## TO DO
Copy out each line of the listing that has the word "styles" in it.

--- BEGIN DATASET SECTION ---

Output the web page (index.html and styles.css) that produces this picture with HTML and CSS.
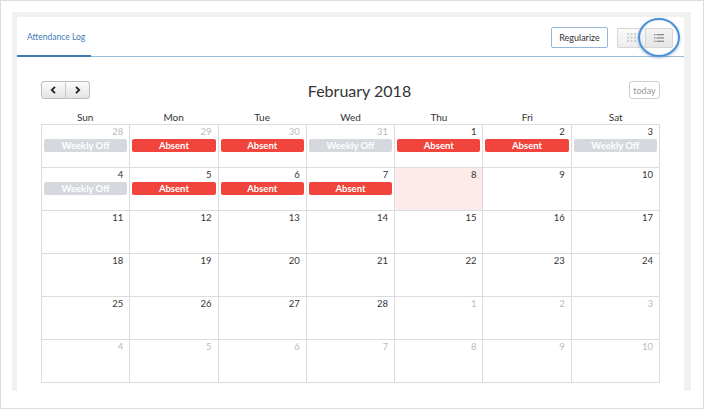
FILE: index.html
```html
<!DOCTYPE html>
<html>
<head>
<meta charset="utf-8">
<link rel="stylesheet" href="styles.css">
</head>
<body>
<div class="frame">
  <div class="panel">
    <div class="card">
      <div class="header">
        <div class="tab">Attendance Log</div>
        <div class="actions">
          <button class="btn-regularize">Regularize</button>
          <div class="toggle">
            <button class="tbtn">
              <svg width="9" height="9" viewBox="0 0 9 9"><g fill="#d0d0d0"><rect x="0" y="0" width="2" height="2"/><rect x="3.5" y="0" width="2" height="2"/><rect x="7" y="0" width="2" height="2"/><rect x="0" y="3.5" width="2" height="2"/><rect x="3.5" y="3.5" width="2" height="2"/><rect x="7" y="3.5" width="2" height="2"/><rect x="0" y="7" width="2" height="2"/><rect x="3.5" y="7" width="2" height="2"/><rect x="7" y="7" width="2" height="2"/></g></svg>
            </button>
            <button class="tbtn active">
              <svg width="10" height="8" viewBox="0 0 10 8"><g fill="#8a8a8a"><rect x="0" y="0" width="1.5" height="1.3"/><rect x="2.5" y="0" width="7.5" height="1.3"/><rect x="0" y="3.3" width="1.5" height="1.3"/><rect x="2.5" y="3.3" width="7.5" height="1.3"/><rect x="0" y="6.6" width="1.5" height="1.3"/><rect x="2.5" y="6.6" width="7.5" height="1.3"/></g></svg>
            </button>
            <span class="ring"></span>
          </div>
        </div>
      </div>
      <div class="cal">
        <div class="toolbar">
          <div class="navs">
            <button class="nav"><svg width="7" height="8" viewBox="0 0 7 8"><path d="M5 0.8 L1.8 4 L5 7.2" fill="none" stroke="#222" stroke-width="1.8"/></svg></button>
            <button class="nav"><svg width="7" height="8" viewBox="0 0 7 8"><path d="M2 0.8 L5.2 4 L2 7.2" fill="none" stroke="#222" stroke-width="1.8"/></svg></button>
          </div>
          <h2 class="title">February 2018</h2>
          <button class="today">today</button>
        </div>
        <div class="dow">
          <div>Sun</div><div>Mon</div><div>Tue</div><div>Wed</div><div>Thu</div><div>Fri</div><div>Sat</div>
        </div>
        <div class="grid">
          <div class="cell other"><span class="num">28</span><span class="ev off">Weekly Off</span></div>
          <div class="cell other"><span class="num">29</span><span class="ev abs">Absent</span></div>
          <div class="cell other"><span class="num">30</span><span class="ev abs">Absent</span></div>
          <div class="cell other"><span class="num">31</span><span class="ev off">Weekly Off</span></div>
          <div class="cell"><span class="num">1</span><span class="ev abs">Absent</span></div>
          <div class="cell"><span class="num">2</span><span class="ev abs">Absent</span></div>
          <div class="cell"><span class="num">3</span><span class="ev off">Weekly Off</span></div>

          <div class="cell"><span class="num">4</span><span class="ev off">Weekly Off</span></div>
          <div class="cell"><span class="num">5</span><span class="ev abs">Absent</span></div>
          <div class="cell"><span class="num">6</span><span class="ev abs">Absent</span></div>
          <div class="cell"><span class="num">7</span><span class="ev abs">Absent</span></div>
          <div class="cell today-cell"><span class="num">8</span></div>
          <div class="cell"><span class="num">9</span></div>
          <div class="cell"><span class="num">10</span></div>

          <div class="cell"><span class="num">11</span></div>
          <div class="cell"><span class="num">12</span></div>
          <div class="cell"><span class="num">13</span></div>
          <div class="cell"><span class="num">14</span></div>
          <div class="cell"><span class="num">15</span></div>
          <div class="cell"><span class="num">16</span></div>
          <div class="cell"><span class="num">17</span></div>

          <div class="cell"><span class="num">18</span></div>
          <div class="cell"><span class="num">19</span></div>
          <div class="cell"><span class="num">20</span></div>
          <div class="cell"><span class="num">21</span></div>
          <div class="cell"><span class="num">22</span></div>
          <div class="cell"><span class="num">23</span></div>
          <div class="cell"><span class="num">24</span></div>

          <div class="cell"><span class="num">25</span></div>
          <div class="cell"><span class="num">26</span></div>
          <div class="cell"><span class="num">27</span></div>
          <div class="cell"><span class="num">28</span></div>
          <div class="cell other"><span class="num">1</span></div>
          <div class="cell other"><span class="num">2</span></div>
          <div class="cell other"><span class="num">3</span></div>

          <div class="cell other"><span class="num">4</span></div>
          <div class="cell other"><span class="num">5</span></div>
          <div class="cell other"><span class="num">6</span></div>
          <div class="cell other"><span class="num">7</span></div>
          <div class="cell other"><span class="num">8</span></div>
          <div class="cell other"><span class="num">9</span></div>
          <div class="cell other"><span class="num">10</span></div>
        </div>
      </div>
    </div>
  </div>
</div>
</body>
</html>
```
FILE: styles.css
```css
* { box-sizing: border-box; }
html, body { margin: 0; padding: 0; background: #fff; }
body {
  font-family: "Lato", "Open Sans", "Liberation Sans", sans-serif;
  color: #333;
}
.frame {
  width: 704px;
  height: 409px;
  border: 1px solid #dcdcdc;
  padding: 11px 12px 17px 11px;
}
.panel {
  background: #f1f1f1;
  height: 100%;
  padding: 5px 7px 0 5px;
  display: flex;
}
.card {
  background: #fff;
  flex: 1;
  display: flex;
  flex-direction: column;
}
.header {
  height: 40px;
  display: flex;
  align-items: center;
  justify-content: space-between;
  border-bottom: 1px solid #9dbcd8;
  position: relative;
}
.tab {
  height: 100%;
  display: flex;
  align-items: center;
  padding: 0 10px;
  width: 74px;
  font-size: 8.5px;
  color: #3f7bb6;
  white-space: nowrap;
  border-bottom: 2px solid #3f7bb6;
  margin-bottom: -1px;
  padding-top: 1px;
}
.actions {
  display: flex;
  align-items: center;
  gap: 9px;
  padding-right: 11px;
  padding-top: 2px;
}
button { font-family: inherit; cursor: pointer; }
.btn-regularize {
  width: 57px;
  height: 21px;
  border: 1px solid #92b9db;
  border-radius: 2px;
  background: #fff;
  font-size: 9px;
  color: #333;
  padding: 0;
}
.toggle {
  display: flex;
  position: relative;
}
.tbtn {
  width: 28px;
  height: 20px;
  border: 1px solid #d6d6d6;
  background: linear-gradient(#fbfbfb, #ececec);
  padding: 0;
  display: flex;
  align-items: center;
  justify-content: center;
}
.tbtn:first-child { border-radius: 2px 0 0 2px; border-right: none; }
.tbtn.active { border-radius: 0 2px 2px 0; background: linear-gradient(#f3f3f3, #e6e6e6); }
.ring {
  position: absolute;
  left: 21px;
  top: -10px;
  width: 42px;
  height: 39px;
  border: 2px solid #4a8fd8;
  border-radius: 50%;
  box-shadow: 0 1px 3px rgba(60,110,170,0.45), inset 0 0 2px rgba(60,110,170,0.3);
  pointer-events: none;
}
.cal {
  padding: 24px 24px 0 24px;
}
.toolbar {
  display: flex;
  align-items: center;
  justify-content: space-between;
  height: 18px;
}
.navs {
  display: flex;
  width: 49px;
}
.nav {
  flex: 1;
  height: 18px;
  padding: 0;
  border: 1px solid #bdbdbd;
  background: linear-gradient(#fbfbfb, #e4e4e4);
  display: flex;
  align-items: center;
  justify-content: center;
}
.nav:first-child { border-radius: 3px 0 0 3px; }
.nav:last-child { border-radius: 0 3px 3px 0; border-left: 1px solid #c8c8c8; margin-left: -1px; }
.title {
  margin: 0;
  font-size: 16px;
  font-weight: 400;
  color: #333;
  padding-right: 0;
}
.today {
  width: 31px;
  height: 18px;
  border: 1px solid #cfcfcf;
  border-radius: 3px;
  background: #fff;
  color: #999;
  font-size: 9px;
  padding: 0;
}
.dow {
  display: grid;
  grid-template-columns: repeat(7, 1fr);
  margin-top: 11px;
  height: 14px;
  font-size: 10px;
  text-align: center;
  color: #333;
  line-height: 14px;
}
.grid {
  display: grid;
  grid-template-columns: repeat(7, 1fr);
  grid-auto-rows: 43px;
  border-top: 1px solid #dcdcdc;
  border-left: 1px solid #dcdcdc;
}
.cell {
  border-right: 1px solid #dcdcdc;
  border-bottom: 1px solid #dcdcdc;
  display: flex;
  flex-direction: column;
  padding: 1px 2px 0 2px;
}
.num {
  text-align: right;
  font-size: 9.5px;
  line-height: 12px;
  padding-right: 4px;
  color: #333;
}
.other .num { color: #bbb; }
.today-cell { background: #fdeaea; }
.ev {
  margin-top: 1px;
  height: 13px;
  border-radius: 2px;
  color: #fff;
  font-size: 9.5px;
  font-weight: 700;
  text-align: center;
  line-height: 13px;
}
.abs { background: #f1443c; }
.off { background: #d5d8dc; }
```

--- END DATASET SECTION ---

## FINISHED ANSWER
Output the web page (index.html and styles.css) that produces this picture with HTML and CSS.
<link rel="stylesheet" href="styles.css">
FILE: styles.css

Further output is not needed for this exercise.